I think that the difference is as big as going somewhere by foot or going there by car. I’m able to approach events in an objective manner, I can express myself comfortably, I can see my future and I know how to use time. I think this helps me stand out.
9. Can you please share an anecdote from a moment during the Volunteering Activities that you took part in?
One day, one of my students that I was explaining science too at the Vali Osman Aydın Youth Centre, came to me and said “Teacher, I’d like to talk to you about my future.” With a smile I said “Of course” and we started walking together. “I’m not sure which career will make me happy in the future. But when I look at you, I see the you’re incredibly happy and I believe you’ll succeed in your career. You do it with such sincerity, I almost envy you because of my admiration towards you… Can someone truly be happy from everything they do?” they asked. They then said: “I also want to be a construction engineer. I’m going to be someone like you in the future”. (Murat Erdem)
When we first started volunteering, we had gone to an old people’s home. I saw how lonely people were there. They wanted to share something with us; having someone listen to them had made them incredibly happy. This in turn made me happy for having gone there to spend time with them (Abdurrazak Doğan)
Whilst volunteering at the Vali Osman Aydın Youth Centre we were helping donate clothes to children in need. One kid walked into the room with torn shoes. The attendant in charge turned around and said to the child “Kid, what’s happened to your shoes? How have they gotten so old so quickly”. The child replied “I walk to school everyday, and it’s very far away, this is why it gets worn-down quickly”. The attendant then said “We’ll give you one more pair this season, but you won’t be able to get another pair this season.”
The child then asked “Would it be possible if you gave my mother shoes instead of me?” The minute he asked this, I realised the importance of the work we were doing. I managed to convince the attendant to give the child two shoes (Ramazan Adıyaman)
At the Vali Osman Aydın Youth Centre, being able to observe the students preparing for SBS and giving them classes…It’s like watching a sapling come out of the soil.

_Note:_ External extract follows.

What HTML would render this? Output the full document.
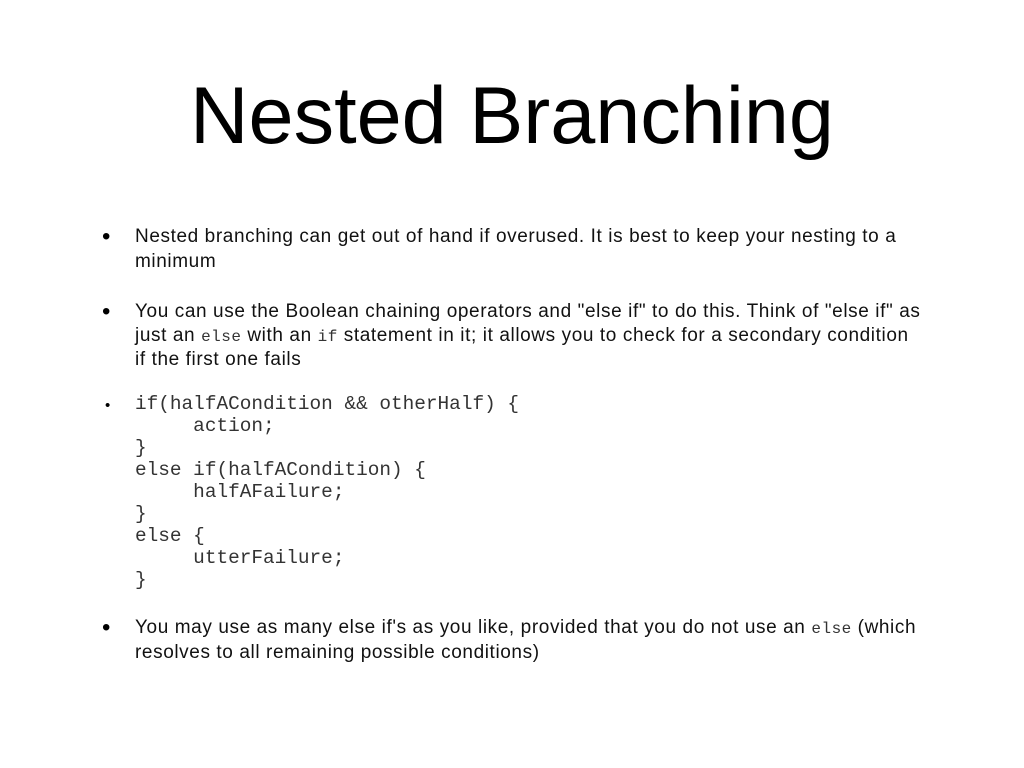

Becoming the ‘sister’ of those children who I might not have been able to meet if it were not for TIKAV. (Nalan Sav)
10. What were some of the things you gained from your experience abroad with TIKAV?
Thanks to TIKAV I got to experience some things a lot earlier than I could have imagined; I feel incredibly lucky to have been bewildered by these experiences. I was able to adapt to a different culture, different languages and different people easily. Because I had realised, again due to a training session TIKAV gad given us, that our differences are our riches. If I treated others as if they were not one of us, I would be marginalising or ‘OTHERISING’ them. I was able to experience that which I learnt in that training abroad. At first, foreign countries seemed scary and distant; not they are places I can go to with courage. I further realised that I should develop my English language skills further.
11. In your eyes, what was the most important (special) panel that TIKAV has organised with experts in their fields?
Can you explain why it has impacted you?
Sincere conversations with successful business people Hamdi Akın, Ali Sabancı, and Vuslat Sabancı were very informative and interesting. In addition, the discussions on Atatürk with Can Dündar were also incredibly meaningful.
12. How has The International Award for Young People changed your life?
For me, The Duke of Edinburgh’s International Award has allowed me to carry out several different activities in different disciplines all at the same time. It has allowed me to gain an International recognized certificate—but more importantly has allowed me to gain awareness about volunteerism, helping society, develop myself through physical activities, and learn new skills such as a new language.
13. How have the gains you have made because of TIKAV impacted those around you?
Those in my environment are aware of the changes in me; my reputation or dignity has increased in their eyes. I was able to gain the trust of my family due to my attitude, behaviour and decisions. They were able to admire and appreciate me for all my hard work and successful endeavours. My empathy skills for my family, friends and strangers grew. My awareness regarding the concept of helping others grow. I share more now, and it makes me happy. I share the trainings I received from TIKAV with my friend ands sometimes advise them in ways that I hope will benefit them.
14. What has TIKAV changed with your goals?
What hasn’t it changed! I freed myself a singular point of view and started seeing the whole. My small goals started growing. I learned to share and realised that things only grow when they are indeed shared. I not only want to succeed for myself but for others and their sakes as well.
15. What do you think it means to be a TIKAV’ian?
It means to walk towards a beam of light at the end of a dark tunnel, reach the light, and spread the light to those around you; it is being privileged.